Brief
Output the material below unchanged, apart from leaving out the pictures.

Dataset excerpts
——
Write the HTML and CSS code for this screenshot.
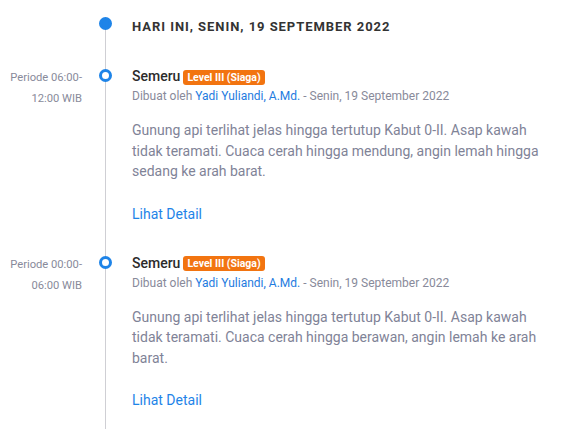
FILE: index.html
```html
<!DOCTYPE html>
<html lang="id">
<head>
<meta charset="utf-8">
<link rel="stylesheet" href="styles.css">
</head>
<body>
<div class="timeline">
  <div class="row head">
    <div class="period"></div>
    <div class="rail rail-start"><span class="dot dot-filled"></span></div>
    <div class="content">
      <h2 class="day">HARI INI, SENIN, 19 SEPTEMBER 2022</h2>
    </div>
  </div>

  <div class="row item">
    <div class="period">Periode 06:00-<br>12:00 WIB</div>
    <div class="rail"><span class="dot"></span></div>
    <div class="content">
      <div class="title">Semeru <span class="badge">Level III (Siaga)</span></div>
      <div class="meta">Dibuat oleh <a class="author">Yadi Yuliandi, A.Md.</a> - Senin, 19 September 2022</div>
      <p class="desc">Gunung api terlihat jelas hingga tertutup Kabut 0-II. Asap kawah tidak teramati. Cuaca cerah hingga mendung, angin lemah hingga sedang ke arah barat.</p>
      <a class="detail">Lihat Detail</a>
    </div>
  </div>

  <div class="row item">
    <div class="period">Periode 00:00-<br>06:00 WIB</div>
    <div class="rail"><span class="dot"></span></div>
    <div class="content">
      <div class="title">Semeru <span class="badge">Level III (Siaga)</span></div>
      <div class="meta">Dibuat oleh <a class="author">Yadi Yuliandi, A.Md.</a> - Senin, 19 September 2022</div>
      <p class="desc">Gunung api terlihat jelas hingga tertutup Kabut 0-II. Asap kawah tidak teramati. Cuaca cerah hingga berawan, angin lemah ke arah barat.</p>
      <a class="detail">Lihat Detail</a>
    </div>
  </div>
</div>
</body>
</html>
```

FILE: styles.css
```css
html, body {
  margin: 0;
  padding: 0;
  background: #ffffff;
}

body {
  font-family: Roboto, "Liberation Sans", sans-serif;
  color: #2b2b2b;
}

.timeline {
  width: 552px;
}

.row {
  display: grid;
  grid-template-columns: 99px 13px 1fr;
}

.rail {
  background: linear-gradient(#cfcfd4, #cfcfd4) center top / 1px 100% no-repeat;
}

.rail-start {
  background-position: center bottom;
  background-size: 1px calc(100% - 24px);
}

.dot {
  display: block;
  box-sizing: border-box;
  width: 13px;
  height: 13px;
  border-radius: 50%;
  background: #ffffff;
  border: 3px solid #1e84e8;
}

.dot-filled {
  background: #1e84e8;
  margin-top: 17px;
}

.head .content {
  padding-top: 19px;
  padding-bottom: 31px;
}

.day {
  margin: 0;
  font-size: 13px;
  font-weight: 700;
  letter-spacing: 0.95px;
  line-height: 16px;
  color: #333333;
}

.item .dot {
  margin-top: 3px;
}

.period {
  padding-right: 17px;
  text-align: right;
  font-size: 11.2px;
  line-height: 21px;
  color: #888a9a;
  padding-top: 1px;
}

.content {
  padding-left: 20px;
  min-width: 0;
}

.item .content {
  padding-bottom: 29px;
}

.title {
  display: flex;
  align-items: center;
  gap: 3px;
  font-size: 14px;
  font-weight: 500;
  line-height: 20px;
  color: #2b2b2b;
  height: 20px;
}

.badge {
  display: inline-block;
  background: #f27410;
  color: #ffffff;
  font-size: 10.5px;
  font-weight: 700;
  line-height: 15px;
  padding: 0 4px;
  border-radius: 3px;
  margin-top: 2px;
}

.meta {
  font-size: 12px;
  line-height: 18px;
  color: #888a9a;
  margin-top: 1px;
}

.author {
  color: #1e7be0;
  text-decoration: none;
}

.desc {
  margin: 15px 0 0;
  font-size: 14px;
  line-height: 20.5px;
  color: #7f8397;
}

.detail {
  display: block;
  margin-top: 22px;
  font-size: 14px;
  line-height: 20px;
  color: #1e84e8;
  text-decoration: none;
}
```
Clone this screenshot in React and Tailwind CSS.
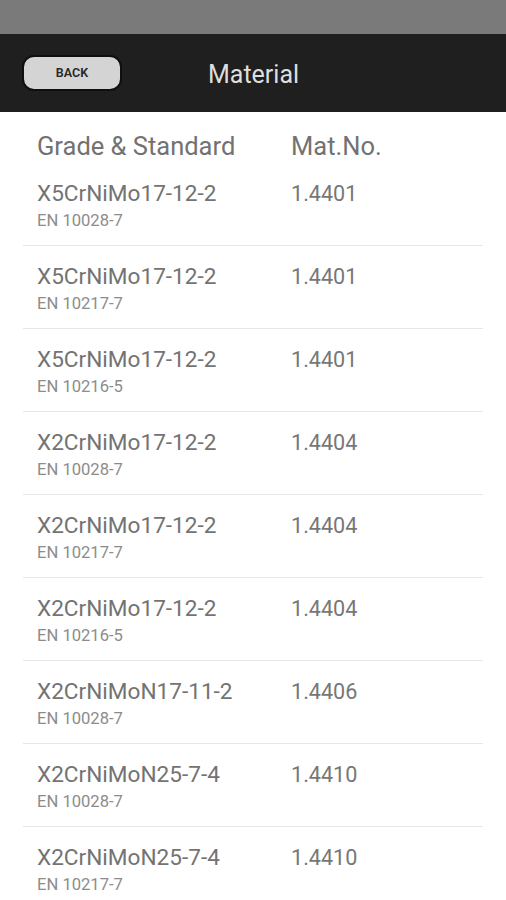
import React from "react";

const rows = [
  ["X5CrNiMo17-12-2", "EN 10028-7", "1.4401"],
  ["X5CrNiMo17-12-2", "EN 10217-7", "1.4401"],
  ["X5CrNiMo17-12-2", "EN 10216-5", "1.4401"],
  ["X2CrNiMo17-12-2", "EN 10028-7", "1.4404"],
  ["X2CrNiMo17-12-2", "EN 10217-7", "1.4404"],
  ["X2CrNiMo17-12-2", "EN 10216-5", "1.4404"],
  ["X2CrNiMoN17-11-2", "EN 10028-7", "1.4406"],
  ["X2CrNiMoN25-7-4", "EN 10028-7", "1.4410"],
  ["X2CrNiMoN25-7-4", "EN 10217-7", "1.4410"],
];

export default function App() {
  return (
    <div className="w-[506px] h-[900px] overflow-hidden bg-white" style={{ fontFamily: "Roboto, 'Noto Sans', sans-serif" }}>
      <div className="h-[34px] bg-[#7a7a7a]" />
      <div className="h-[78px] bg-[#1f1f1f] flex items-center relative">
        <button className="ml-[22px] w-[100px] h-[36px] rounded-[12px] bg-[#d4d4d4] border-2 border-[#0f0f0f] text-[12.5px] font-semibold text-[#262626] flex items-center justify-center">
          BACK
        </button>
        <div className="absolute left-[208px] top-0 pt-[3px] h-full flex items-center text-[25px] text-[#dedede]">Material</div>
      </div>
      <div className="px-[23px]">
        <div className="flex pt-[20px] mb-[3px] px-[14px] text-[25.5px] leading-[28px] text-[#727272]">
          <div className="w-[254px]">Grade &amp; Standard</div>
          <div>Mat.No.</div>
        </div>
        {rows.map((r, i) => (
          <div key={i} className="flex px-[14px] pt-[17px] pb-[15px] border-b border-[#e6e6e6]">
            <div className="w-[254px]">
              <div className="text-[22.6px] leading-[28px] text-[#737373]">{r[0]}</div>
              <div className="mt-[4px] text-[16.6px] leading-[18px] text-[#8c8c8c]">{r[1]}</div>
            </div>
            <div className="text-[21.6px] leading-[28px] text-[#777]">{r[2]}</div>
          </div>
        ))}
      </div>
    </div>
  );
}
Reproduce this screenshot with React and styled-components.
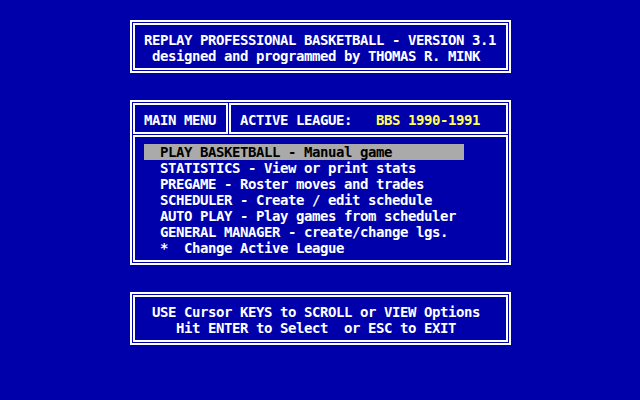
——
Solution for this exercise
Write the HTML and CSS code for this screenshot.
FILE: index.html
```html
<!DOCTYPE html>
<html lang="id">
<head>
<meta charset="utf-8">
<link rel="stylesheet" href="styles.css">
</head>
<body>
<div class="timeline">
  <div class="row head">
    <div class="period"></div>
    <div class="rail rail-start"><span class="dot dot-filled"></span></div>
    <div class="content">
      <h2 class="day">HARI INI, SENIN, 19 SEPTEMBER 2022</h2>
    </div>
  </div>

  <div class="row item">
    <div class="period">Periode 06:00-<br>12:00 WIB</div>
    <div class="rail"><span class="dot"></span></div>
    <div class="content">
      <div class="title">Semeru <span class="badge">Level III (Siaga)</span></div>
      <div class="meta">Dibuat oleh <a class="author">Yadi Yuliandi, A.Md.</a> - Senin, 19 September 2022</div>
      <p class="desc">Gunung api terlihat jelas hingga tertutup Kabut 0-II. Asap kawah tidak teramati. Cuaca cerah hingga mendung, angin lemah hingga sedang ke arah barat.</p>
      <a class="detail">Lihat Detail</a>
    </div>
  </div>

  <div class="row item">
    <div class="period">Periode 00:00-<br>06:00 WIB</div>
    <div class="rail"><span class="dot"></span></div>
    <div class="content">
      <div class="title">Semeru <span class="badge">Level III (Siaga)</span></div>
      <div class="meta">Dibuat oleh <a class="author">Yadi Yuliandi, A.Md.</a> - Senin, 19 September 2022</div>
      <p class="desc">Gunung api terlihat jelas hingga tertutup Kabut 0-II. Asap kawah tidak teramati. Cuaca cerah hingga berawan, angin lemah ke arah barat.</p>
      <a class="detail">Lihat Detail</a>
    </div>
  </div>
</div>
</body>
</html>
```

FILE: styles.css
```css
html, body {
  margin: 0;
  padding: 0;
  background: #ffffff;
}

body {
  font-family: Roboto, "Liberation Sans", sans-serif;
  color: #2b2b2b;
}

.timeline {
  width: 552px;
}

.row {
  display: grid;
  grid-template-columns: 99px 13px 1fr;
}

.rail {
  background: linear-gradient(#cfcfd4, #cfcfd4) center top / 1px 100% no-repeat;
}

.rail-start {
  background-position: center bottom;
  background-size: 1px calc(100% - 24px);
}

.dot {
  display: block;
  box-sizing: border-box;
  width: 13px;
  height: 13px;
  border-radius: 50%;
  background: #ffffff;
  border: 3px solid #1e84e8;
}

.dot-filled {
  background: #1e84e8;
  margin-top: 17px;
}

.head .content {
  padding-top: 19px;
  padding-bottom: 31px;
}

.day {
  margin: 0;
  font-size: 13px;
  font-weight: 700;
  letter-spacing: 0.95px;
  line-height: 16px;
  color: #333333;
}

.item .dot {
  margin-top: 3px;
}

.period {
  padding-right: 17px;
  text-align: right;
  font-size: 11.2px;
  line-height: 21px;
  color: #888a9a;
  padding-top: 1px;
}

.content {
  padding-left: 20px;
  min-width: 0;
}

.item .content {
  padding-bottom: 29px;
}

.title {
  display: flex;
  align-items: center;
  gap: 3px;
  font-size: 14px;
  font-weight: 500;
  line-height: 20px;
  color: #2b2b2b;
  height: 20px;
}

.badge {
  display: inline-block;
  background: #f27410;
  color: #ffffff;
  font-size: 10.5px;
  font-weight: 700;
  line-height: 15px;
  padding: 0 4px;
  border-radius: 3px;
  margin-top: 2px;
}

.meta {
  font-size: 12px;
  line-height: 18px;
  color: #888a9a;
  margin-top: 1px;
}

.author {
  color: #1e7be0;
  text-decoration: none;
}

.desc {
  margin: 15px 0 0;
  font-size: 14px;
  line-height: 20.5px;
  color: #7f8397;
}

.detail {
  display: block;
  margin-top: 22px;
  font-size: 14px;
  line-height: 20px;
  color: #1e84e8;
  text-decoration: none;
}
```
Clone this screenshot in React and Tailwind CSS.
import React from "react";

const rows = [
  ["X5CrNiMo17-12-2", "EN 10028-7", "1.4401"],
  ["X5CrNiMo17-12-2", "EN 10217-7", "1.4401"],
  ["X5CrNiMo17-12-2", "EN 10216-5", "1.4401"],
  ["X2CrNiMo17-12-2", "EN 10028-7", "1.4404"],
  ["X2CrNiMo17-12-2", "EN 10217-7", "1.4404"],
  ["X2CrNiMo17-12-2", "EN 10216-5", "1.4404"],
  ["X2CrNiMoN17-11-2", "EN 10028-7", "1.4406"],
  ["X2CrNiMoN25-7-4", "EN 10028-7", "1.4410"],
  ["X2CrNiMoN25-7-4", "EN 10217-7", "1.4410"],
];

export default function App() {
  return (
    <div className="w-[506px] h-[900px] overflow-hidden bg-white" style={{ fontFamily: "Roboto, 'Noto Sans', sans-serif" }}>
      <div className="h-[34px] bg-[#7a7a7a]" />
      <div className="h-[78px] bg-[#1f1f1f] flex items-center relative">
        <button className="ml-[22px] w-[100px] h-[36px] rounded-[12px] bg-[#d4d4d4] border-2 border-[#0f0f0f] text-[12.5px] font-semibold text-[#262626] flex items-center justify-center">
          BACK
        </button>
        <div className="absolute left-[208px] top-0 pt-[3px] h-full flex items-center text-[25px] text-[#dedede]">Material</div>
      </div>
      <div className="px-[23px]">
        <div className="flex pt-[20px] mb-[3px] px-[14px] text-[25.5px] leading-[28px] text-[#727272]">
          <div className="w-[254px]">Grade &amp; Standard</div>
          <div>Mat.No.</div>
        </div>
        {rows.map((r, i) => (
          <div key={i} className="flex px-[14px] pt-[17px] pb-[15px] border-b border-[#e6e6e6]">
            <div className="w-[254px]">
              <div className="text-[22.6px] leading-[28px] text-[#737373]">{r[0]}</div>
              <div className="mt-[4px] text-[16.6px] leading-[18px] text-[#8c8c8c]">{r[1]}</div>
            </div>
            <div className="text-[21.6px] leading-[28px] text-[#777]">{r[2]}</div>
          </div>
        ))}
      </div>
    </div>
  );
}
Reproduce this screenshot with React and styled-components.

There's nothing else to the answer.